# Welcome Classic Owners



## Steve in SB (May 10, 2005)

*My name is Steve, I am a '02aholic*

Whasup all,

I am the original owner of a Inka (bright orange) 1976 2002, I attended the BimmerFest and really enjoyed "hanging" with the classic owners, much of the rest of the show, while very interesting, was another world. Had lots of kids come up and not know what a 2002 was. Looking forward to the growth of this new forum for the classics.










Although other '02s started the BimmerFest road rally, we were the only 2002 to finish..










Had a great time..


----------



## Vroomer (Apr 18, 2005)

Steve in SB said:


> Had lots of kids come up and not know what a 2002 was.


 :eeps: :yikes: :tsk: They have no idea about the history of their car. 

~Vroomer


----------



## wally059 (May 20, 2005)

Hello everyone, nice cars, I own an 83 320i, stock to the bone, whell, except for the red fan removed, here are some pics.

Walter.


----------



## badboybarge (Jun 3, 2003)

hey guys,

im pretty much new here but for some reason i signed up back in 2003 and never posted,lol. anyway here's my E28, hope you like it 

barge


----------



## CSBM5 (Mar 10, 2004)

badboybarge said:


> hey guys,
> 
> im pretty much new here but for some reason i signed up back in 2003 and never posted,lol. anyway here's my E28, hope you like it
> 
> barge


Beautiful!! :thumbup:


----------



## BLitZeD310 (Apr 13, 2003)

Barge, that's a gorgeous E28, love your wheels. What kit are you running?


----------



## badboybarge (Jun 3, 2003)

thanx for the kind words fellas 

its the E28 M535i kit (euro), i was very lucky to find it at the local BMW wreckers. someone else had their name on it but couldnt pay it off, so i snapped it up  had it about a year before i put it on though, i think it was worth the wait

barge


----------



## BLitZeD310 (Apr 13, 2003)

Thats awesome, I didnt know the ///M's came with the rear skirt like that...


----------



## Jon Shafer (Dec 15, 2001)

BLitZeD310 said:


> Barge, that's a gorgeous E28, love your wheels. What kit are you running?

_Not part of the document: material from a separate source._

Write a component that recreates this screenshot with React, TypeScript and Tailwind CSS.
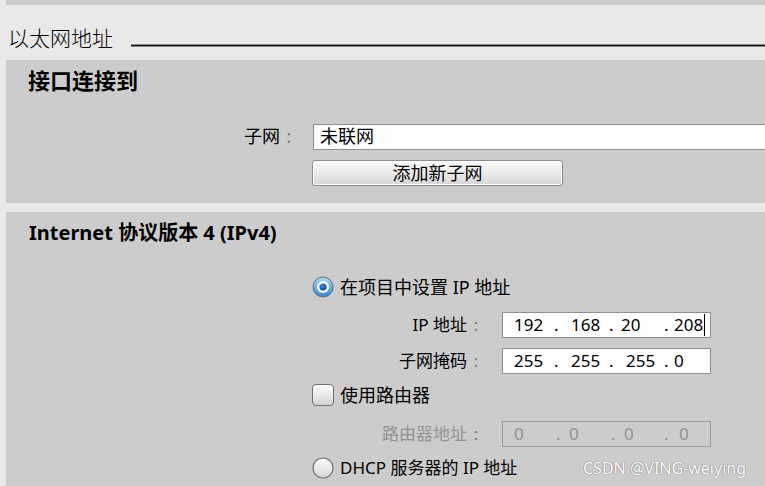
type Part = { t: string; w?: number };

const ipAddr: Part[] = [
  { t: "192", w: 40 },
  { t: ".", w: 17 },
  { t: "168", w: 38 },
  { t: ".", w: 12 },
  { t: "20", w: 43 },
  { t: ".", w: 10 },
  { t: "208" },
];

const mask: Part[] = [
  { t: "255", w: 40 },
  { t: ".", w: 17 },
  { t: "255", w: 38 },
  { t: ".", w: 17 },
  { t: "255", w: 38 },
  { t: ".", w: 10 },
  { t: "0" },
];

const router: Part[] = [
  { t: "0", w: 42 },
  { t: ".", w: 13 },
  { t: "0", w: 42 },
  { t: ".", w: 13 },
  { t: "0", w: 40 },
  { t: ".", w: 15 },
  { t: "0" },
];

function RadioOn() {
  return (
    <svg width="22" height="22" viewBox="0 0 22 22">
      <defs>
        <linearGradient id="ron" x1="0" y1="0" x2="0" y2="1">
          <stop offset="0" stopColor="#a9def5" />
          <stop offset="1" stopColor="#2f86cf" />
        </linearGradient>
        <radialGradient id="rdot" cx="0.4" cy="0.35" r="0.7">
          <stop offset="0" stopColor="#3a8ee6" />
          <stop offset="1" stopColor="#0b3f8c" />
        </radialGradient>
      </defs>
      <circle cx="11" cy="11" r="10" fill="url(#ron)" stroke="#5d6b78" strokeWidth="1" />
      <circle cx="11" cy="11" r="6" fill="#ffffff" />
      <circle cx="11" cy="11" r="3.6" fill="url(#rdot)" />
    </svg>
  );
}

function RadioOff() {
  return (
    <svg width="22" height="22" viewBox="0 0 22 22">
      <defs>
        <linearGradient id="roff" x1="0" y1="0" x2="0" y2="1">
          <stop offset="0" stopColor="#ffffff" />
          <stop offset="1" stopColor="#d4d4d4" />
        </linearGradient>
      </defs>
      <circle cx="11" cy="11" r="10" fill="url(#roff)" stroke="#6f6f6f" strokeWidth="1.2" />
    </svg>
  );
}

function IpField({ parts, disabled, cursor }: { parts: Part[]; disabled?: boolean; cursor?: boolean }) {
  return (
    <div
      className={`flex h-[26px] w-[209px] items-center pl-[11px] text-[17px] ${
        disabled ? "border border-[#9c9c9c] text-[#929292]" : "border border-[#8f8f8f] bg-white text-black"
      }`}
    >
      {parts.map((p, i) => (
        <span key={i} className="whitespace-pre" style={p.w ? { width: p.w } : undefined}>
          {p.t}
        </span>
      ))}
      {cursor && <span className="ml-px h-[22px] w-px bg-black" />}
    </div>
  );
}

function FieldRow({ label, children, disabled }: { label: string; children: React.ReactNode; disabled?: boolean }) {
  return (
    <div className="flex items-center">
      <div
        className={`flex w-[496px] justify-end pr-[17px] text-[17px] ${disabled ? "text-[#939393]" : "text-black"}`}
      >
        <span>{label}</span>
        <span className="w-[18px] text-center text-[#7a7a7a]">:</span>
      </div>
      {children}
    </div>
  );
}

export default function App() {
  return (
    <div className="relative h-[486px] w-[765px] overflow-hidden bg-[#e9e9e9] font-['Noto_Sans','Noto_Sans_CJK_SC',sans-serif] text-black">
      <div className="ml-[6px] h-[5px] bg-[#cbcbcb]" />

      <div className="flex h-[55px] items-end pb-[8px] pl-[8px]">
        <span className="text-[21px] font-light leading-[28px]">以太网地址</span>
        <div className="mb-[5px] ml-[18px] h-[3px] flex-1 border-y border-[#8a8a8a] bg-[#111]" />
      </div>

      <div className="ml-[6px] h-[143px] bg-[#cccccc]">
        <div className="pl-[22px] pt-[6px] text-[22px] font-bold leading-[28px]">接口连接到</div>
        <div className="mt-[29px] flex items-center">
          <div className="flex w-[307px] justify-end pr-[15px] text-[18px]">
            <span>子网</span>
            <span className="w-[18px] text-center text-[#7a7a7a]">:</span>
          </div>
          <div className="-mr-[10px] flex h-[26px] flex-1 items-center border border-[#8f8f8f] bg-white pl-[6px] text-[18px]">
            未联网
          </div>
        </div>
        <div className="ml-[306px] mt-[10px] flex h-[26px] w-[251px] items-center justify-center rounded-[3px] border border-[#8d8d8d] bg-gradient-to-b from-[#fafafa] via-[#ebebeb] to-[#d6d6d6] text-[18px] shadow-[inset_0_0_0_1px_#ffffff]">
          添加新子网
        </div>
      </div>

      <div className="h-[9px]" />

      <div className="ml-[6px] h-[300px] bg-[#cccccc]">
        <div className="pl-[23px] pt-[8px] text-[20px] font-bold leading-[26px]">Internet 协议版本 4 (IPv4)</div>

        <div className="ml-[306px] mt-[30px] flex h-[22px] items-center gap-[6px] text-[18px]">
          <RadioOn />
          <span>在项目中设置 IP 地址</span>
        </div>

        <div className="mt-[14px]">
          <FieldRow label="IP 地址">
            <IpField parts={ipAddr} cursor />
          </FieldRow>
        </div>
        <div className="mt-[10px]">
          <FieldRow label="子网掩码">
            <IpField parts={mask} />
          </FieldRow>
        </div>

        <div className="ml-[306px] mt-[10px] flex h-[22px] items-center gap-[6px] text-[18px]">
          <div className="h-[22px] w-[22px] rounded-[4px] border border-[#727272] bg-gradient-to-b from-[#ffffff] to-[#d2d2d2]" />
          <span>使用路由器</span>
        </div>

        <div className="mt-[15px]">
          <FieldRow label="路由器地址" disabled>
            <IpField parts={router} disabled />
          </FieldRow>
        </div>

        <div className="ml-[306px] mt-[10px] flex h-[22px] items-center gap-[6px] text-[18px]">
          <RadioOff />
          <span className="text-[17px]">DHCP 服务器的 IP 地址</span>
        </div>
      </div>

      <div className="absolute left-[583px] top-[456px] text-[16px] text-white [text-shadow:0_0_1px_#777,0_0_1px_#777]">
        CSDN @VING-weiying
      </div>
    </div>
  );
}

I'm with you cj - that car is just sick...

:jawdrop:


----------



## badboybarge (Jun 3, 2003)

thanx boyos 

yeah that's probobly my fav part of the car, i love the front bar also but i dont have the little clips that cover the tow-hooks, as they are EXTREMELY hard to come buy!!! i also have the skirts to put on, they are sitting in my garage 

only had the 17"s for about 6 months or so but im already wanting to change to some HM1 or HM2 hamann's 18", modification is a sickness im sure of it

barge


----------



## Hartge82H3 (Mar 4, 2004)

*E21'aholic*

I'm Matt and I'm a E21'aholic. 
I've had this problem almost 15 years. 
My habit-of-choice is a E21 Hartge H3 323i RS. Not just another E21 Hartge, but after 14 years of looking, I believe it's the only E21 converted by Hartge left on the Planet. 
Having a one of one has it's beni's, I mean there's worse things a guy can be stuck with: like an E30 M3. 
BTW, my car has the dogleg tranny, but it's attached to a 4:75 rear, which makes those long freeway drives feel like you've been sitting hours on those hard vibrating chairs at the fair while drinking a few Starbucks. The bright side is that falling asleep while driving isn't an option.


----------



## BLitZeD310 (Apr 13, 2003)

Hmmm this E21 looks familiar, do I know you from somewhere?


----------



## Hartge82H3 (Mar 4, 2004)

Yea, your car was hittin on mine at BF05, the little flooozie.


----------



## pyroij320i (Jun 7, 2005)

names andrew berry, i live in san antonio tx and have a 1983 bmw 320i with a dino 3 spoke steering wheel, and 2 15 inch subs in the trunk.


----------



## pyroij320i (Jun 7, 2005)

BoostedE21 said:


> 8th thank you very much.


your in 9th and you have that car! awsome!
im in 10th and i have an almost stock 83


----------



## BLitZeD310 (Apr 13, 2003)

pyroij320i said:


> your in 9th and you have that car! awsome!
> im in 10th and i have an almost stock 83


It was a joke.

We graduated HS in the 90's, lol


----------



## pyroij320i (Jun 7, 2005)

oh, ok. i was about to find out what he did for a job :rofl:


----------



## BoostedE21 (Mar 28, 2002)

HAHAHA, yeah, it was joke. :thumbup:


----------



## bimmerider2004 (Dec 15, 2004)

Have I seen that car in Euro Tuner??????!! Sweet Bimmer, man! A couple years back me and my dad owned a 1977 320i. Full leather interior...New paint job...it was almost as nice as yours! Check out my 1995 525i if you geta chance.

-Nick


----------



## bennyRE (Jul 28, 2005)

May aswell hook into this site, 

My name is ben, i've just moved to canada/vancouver from sydney australia, and i have just bought a '83 320i... i'm mechanically inclined so i already have a few plans for the car(when the motor blows), most of which you guys would probably hate me for 

It's currently stock, with an exhaust system & a little richer tune.... has later model wheels apparently!? (i have no idea currently about beemers) and that's about it... don't have photos, but they should be up soon 

hope to get to know you guys a little better 

cheers,
benny


----------



## MRKIKKOMAN5645 (Jul 31, 2005)

Hey, name is Nate and I drive a 1984 533i. I orginally got the car when I turned 16. It was my dads car before I got but he didn't have much trouble moving on to a 97' 740i. I would post some pictures of my bimmer but the digital camera is broken but I will try to get some up here soon.


----------